Pope Francis talks candidly about Catholic Church on trip to 3 African countries

(REUTERS/Tony Gentile)Pope Francis poses with Rwanda's President Paul Kagame and his wife Jeannette during a private meeting at the Vatican March 20, 2017.

In Mozambique, Madagascar and Mauritius, Pope Francis this past week celebrated masses with almost 1.5 million people in total during his trip to Africa where Pentecostals are surpassing Catholics in some countries.

Most of the people at those masses were poor, and in Madagascar, many people spent the night sleeping outside in the field where Mass was celebrated in order to be present, America, the Jesuit Review wrote in an editorial.

America noted that throughout this papal visit to Africa, the universal church was invited to see what a "poor church for the poor" looks like.

It cited as a strong example, Akamasoa, a cooperative project outside the capital of Madagascar through which the local people have built more than 3,000 brick homes, along with schools and clinics, in what was formerly a garbage dump.

In his remarks there, Francis described Akamasoa as "an expression of God's presence in the midst of his people who are poor."

The magazine noted that, however, this aspect of the trip was overshadowed by what happened on the plane.

On the flight to Africa, Pope Francis described himself as "honored" by some attacks on him during an informal conversation with a French journalist who had written a book about American opposition to Francis.

In the press conference on the return flight to Rome, asked about whether these attacks could lead to schism, Francis said,

"There is always schismatic action in the church" but that it comes from "an elitist state, from ideology detached from doctrine" and from detachment "from the people of God, from the faith of the people."

Joseph Hellweg, associate professor of religion at Florida State University writing for Quartz Africa said that the Pope spoke on peace and ecological sustainability issues that the three countries he visited are facing.

Mozambique recently signed a peace accord with persisting rebels, and the country is still recovering from the cyclone earlier this year that killed over 1,000 people.

SEVERE DEFORESTATION

Madagascar faces severe deforestation, and Mauritius too is at risk from climate change.

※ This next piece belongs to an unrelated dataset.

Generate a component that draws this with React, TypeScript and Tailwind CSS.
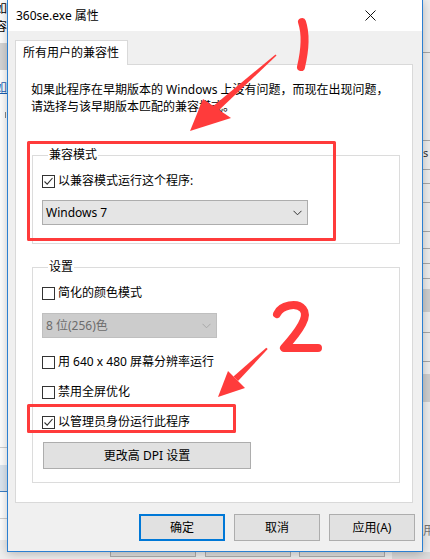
import type { ReactNode } from "react";

const Check = ({ checked }: { checked?: boolean }) => (
  <span className="flex h-[13px] w-[13px] shrink-0 items-center justify-center border border-[#333333] bg-white">
    {checked && (
      <svg width="11" height="11" viewBox="0 0 11 11">
        <path d="M1.5 5.5 L4.2 8.2 L9.5 2" fill="none" stroke="#333333" strokeWidth="1.1" />
      </svg>
    )}
  </span>
);

const CheckRow = ({ label, checked, className = "" }: { label: string; checked?: boolean; className?: string }) => (
  <div className={`flex h-4 items-center gap-[3px] text-xs leading-4 ${className}`}>
    <Check checked={checked} />
    <span>{label}</span>
  </div>
);

const Chevron = ({ color }: { color: string }) => (
  <svg width="9" height="6" viewBox="0 0 9 6">
    <path d="M0.5 0.8 L4.5 4.8 L8.5 0.8" fill="none" stroke={color} strokeWidth="1" />
  </svg>
);

const Group = ({ title, className = "", children }: { title: string; className?: string; children: ReactNode }) => (
  <fieldset className={`ml-[16px] w-[368px] border border-[#dcdcdc] px-[9px] ${className}`}>
    <legend className="ml-[6px] px-px text-xs leading-4">{title}</legend>
    {children}
  </fieldset>
);

const Btn = ({ label, primary }: { label: string; primary?: boolean }) => (
  <button
    className={`flex h-[27px] w-[86px] items-center justify-center bg-[#e1e1e1] text-xs ${
      primary ? "border-2 border-[#0078d7]" : "border border-[#adadad]"
    }`}
  >
    {label}
  </button>
);

const Backdrop = () => (
  <div className="absolute inset-0 bg-[#f0f0f0]">
    {/* left window strip */}
    <div className="absolute left-0 top-0 h-[540px] w-[8px] bg-white">
      <div className="absolute left-[-5px] top-0 text-xs leading-[17px] text-black">如</div>
      <div className="absolute left-[-5px] top-[18px] text-xs leading-[17px] text-black">容</div>
      <div className="absolute left-0 top-[43px] h-[27px] w-[8px] bg-[#d6d6d6]" />
      <div className="absolute left-[-5px] top-[80px] text-xs leading-4 text-[#1a5fb4] underline">如</div>
      <div className="absolute left-[5px] top-[112px] h-[6px] w-px bg-[#888]" />
      <div className="absolute left-0 top-[447px] h-px w-[8px] bg-[#cfcfcf]" />
      <div className="absolute left-0 top-[465px] h-[27px] w-[8px] border-b border-[#3c7fc4] bg-[#dde7f1]" />
      <div className="absolute left-0 top-[518px] h-px w-[8px] bg-[#cfcfcf]" />
    </div>
    {/* right window strip */}
    <div className="absolute right-0 top-0 h-[559px] w-[8px] bg-[#efefef]">
      {[52, 140, 169, 183, 202, 231, 248, 263, 278, 332, 361].map((y) => (
        <div key={y} className="absolute left-0 h-px w-[8px] bg-[#a8a8a8]" style={{ top: y }} />
      ))}
      <div className="absolute left-0 top-[289px] h-[23px] w-[8px] bg-[#cfcfcf]" />
      <div className="absolute left-0 top-[374px] h-[28px] w-[8px] bg-[#cfcfcf]" />
      <div className="absolute left-[1px] top-[145px] text-[11px] leading-4 text-[#333]">s</div>
      <div className="absolute left-[1px] top-[523px] text-xs leading-4 text-[#777]">用</div>
    </div>
    {/* bottom window strip */}
    <div className="absolute bottom-0 left-0 flex h-[7px] w-[430px] bg-[#f0f0f0]">
      <div className="ml-[110px] h-[5px] w-[86px] border border-t-0 border-[#adadad] bg-[#e1e1e1]" />
      <div className="ml-[9px] h-[5px] w-[86px] border border-t-0 border-[#adadad] bg-[#e1e1e1]" />
      <div className="ml-[8px] h-[5px] w-[86px] border border-t-0 border-[#adadad] bg-[#e1e1e1]" />
      <div className="ml-[7px] h-[7px] flex-1 bg-[#dcdcdc]" />
    </div>
  </div>
);

const Marks = () => (
  <svg className="pointer-events-none absolute left-0 top-0" width="430" height="559" viewBox="0 0 430 559">
    <g fill="none" stroke="#ff3b3b" strokeLinecap="round" strokeLinejoin="round">
      <rect x="28.5" y="142.5" width="306" height="97" strokeWidth="3" />
      <rect x="28.5" y="405.5" width="206" height="26" strokeWidth="3" />
      <path d="M302 22 C 306 34, 305 50, 301 67" strokeWidth="8" />
      <path d="M277 314 C 281 305, 297 302, 303 309 C 309 316, 301 329, 284 348 L 318 348" strokeWidth="8" />
    </g>
    <g fill="#ff3b3b">
      <polygon points="275.5,54.4 276.5,55.6 216.5,112.5 211.5,107.5" />
      <polygon points="190,131 203,99 231,118" />
      <polygon points="266.3,347.7 267.7,349.1 238,381 233.5,376.5" />
      <polygon points="218,397 228,371 245,388" />
    </g>
  </svg>
);

const App = () => {
  return (
    <div className="relative h-[559px] w-[430px] overflow-hidden font-[family-name:'Noto_Sans','Noto_Sans_CJK_SC',sans-serif] text-black">
      <Backdrop />

      <div className="absolute left-[7px] top-[-1px] flex h-[553px] w-[416px] flex-col border border-[#2b7fd1] bg-[#f0f0f0] shadow-[0_2px_10px_rgba(0,0,0,0.25)]">
        <div className="flex h-[31px] shrink-0 items-center justify-between bg-white pl-[8px] pr-[46px]">
          <span className="text-xs leading-4">360se.exe 属性</span>
          <svg width="11" height="11" viewBox="0 0 11 11">
            <path d="M0.5 0.5 L10.5 10.5 M10.5 0.5 L0.5 10.5" stroke="#111" strokeWidth="1" />
          </svg>
        </div>

        <div className="flex flex-1 flex-col pl-[7px] pr-[9px] pt-[9px]">
          <div className="relative z-10 -mb-px flex h-[25px] w-[113px] items-center border border-b-0 border-[#d9d9d9] bg-white pl-[7px] text-xs leading-4">
            所有用户的兼容性
          </div>

          <div className="flex h-[439px] flex-col border border-[#d9d9d9] bg-white">
            <p className="ml-[15px] pt-[16px] text-xs leading-[17px]">
              如果此程序在早期版本的 Windows 上没有问题，而现在出现问题，
              <br />
              请选择与该早期版本匹配的兼容模式。
            </p>

            <Group title="兼容模式" className="mt-[32px] pb-[18px]">
              <CheckRow label="以兼容模式运行这个程序:" checked className="mt-[10px]" />
              <div className="mt-[11px] flex h-[25px] w-[266px] items-center justify-between border border-[#adadad] bg-[#e5e5e5] pl-[3px] pr-[5px] text-xs">
                <span>Windows 7</span>
                <Chevron color="#333333" />
              </div>
            </Group>

            <Group title="设置" className="mt-[15px] pb-[13px]">
              <CheckRow label="简化的颜色模式" className="mt-[10px]" />
              <div className="mt-[12px] flex h-[25px] w-[175px] items-center justify-between border border-[#bfbfbf] bg-[#cccccc] pl-[3px] pr-[5px] text-xs text-[#6d6d6d]">
                <span>8 位(256)色</span>
                <Chevron color="#a8a8a8" />
              </div>
              <CheckRow label="用 640 x 480 屏幕分辨率运行" className="mt-[16px]" />
              <CheckRow label="禁用全屏优化" className="mt-[14px]" />
              <CheckRow label="以管理员身份运行此程序" checked className="mt-[14px]" />
              <button className="ml-px mt-[12px] flex h-[27px] w-[208px] items-center justify-center border border-[#adadad] bg-[#e1e1e1] text-xs">
                更改高 DPI 设置
              </button>
            </Group>
          </div>

          <div className="-mr-[2px] mt-[11px] flex justify-end gap-[9px]">
            <Btn label="确定" primary />
            <Btn label="取消" />
            <Btn label="应用(A)" />
          </div>
        </div>
      </div>

      <Marks />
    </div>
  );
};

export default App;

Africa has the world's third largest Catholic population, after the Americas and Europe. Almost one out of every five Africans – 19.2 percent is Catholic.

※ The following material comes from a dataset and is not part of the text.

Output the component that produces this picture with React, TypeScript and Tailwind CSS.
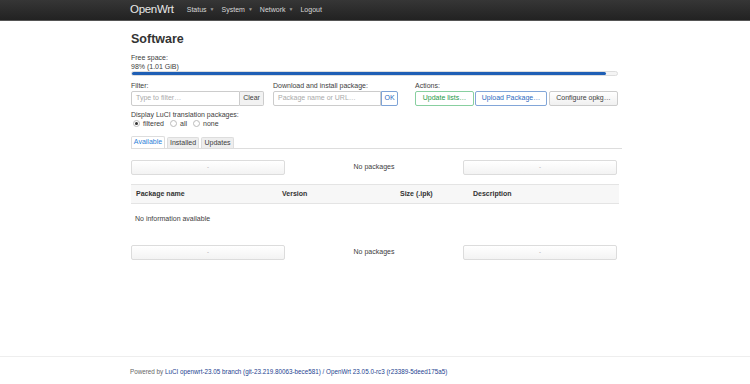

The Pew Research Center expects the number of African Christians south of the Sahara, including Catholics, to double by 2050.

From Hellweg's perspective as an African religions' scholar, however, Francis' visit needs to be understood in terms of the church's longer history in Africa and the current challenges Catholicism faces in the continent.

Although Catholicism in Africa expanded dramatically under European colonialism in the 19th and 20th centuries, he noted that the church's roots in Africa go back to its earliest days.

Christianity began in Africa among first-century Jewish communities in Alexandria, Egypt. Many early, influential church figures were North African.

After the Islamic conquest of North Africa -- from 634 AD to 711 AD, however, Islam grew faster than Christianity, making it the region's dominant religion.

Muslim traders then took Islam across the Sahara desert to West Africa and over the Indian Ocean to eastern Africa.

Later, the Catholic missionaries on the western, central, southern and eastern coasts of Africa spread Christianity across the continent.

Then in the 15th and 16th centuries, the Portuguese came to Africa by ship and began winning converts in the Central African kingdom of Kongo.

On the other side of the continent, in today's Mozambique, missionaries established Catholic communities that would eventually become the contemporary Mozambican Church.

French missionaries arrived in Madagascar in 1640. With the help of early converts, they produced a Catholic catechism, or teaching manual, in Malagash, the island's indigenous language.

Hellweg explain that colonization and evangelization occurred in sync as the Portuguese colonized Mozambique; the French, Madagascar; and Britain, after initial French occupation, Mauritius.

Catholic missionaries also decried colonialism. He cited the expelling in 1971, by Portuguese authorities in Mozambique of a Catholic order for criticizing the colonial regime for preventing missionaries from properly serving Mozambicans.

Elsewhere in Africa in the period of transition to independence, from the late 1950s to 1980, many priests supported emerging ethnic and nationalist movements.

But notes Hellweg the lasting outcomes of these Catholic-backed independence movements have been mixed.

In Mozambique, Catholics make up 30.3 percent of the population, the country's biggest religious group, exceeding indigenous religious practitioners and Muslims.

In Mauritius, at 27.2 percent, Catholics take second place to Hindus but outnumber Muslims. And in Madagascar, they come in third at 21.7 percent

But the church faces new challenges, for examples in 1970, Pentecostals accounted for less than 5 percent of all Africans.

They now stand at 12 percent and in Mozambique alone, Pentecostals are the second largest Christian community.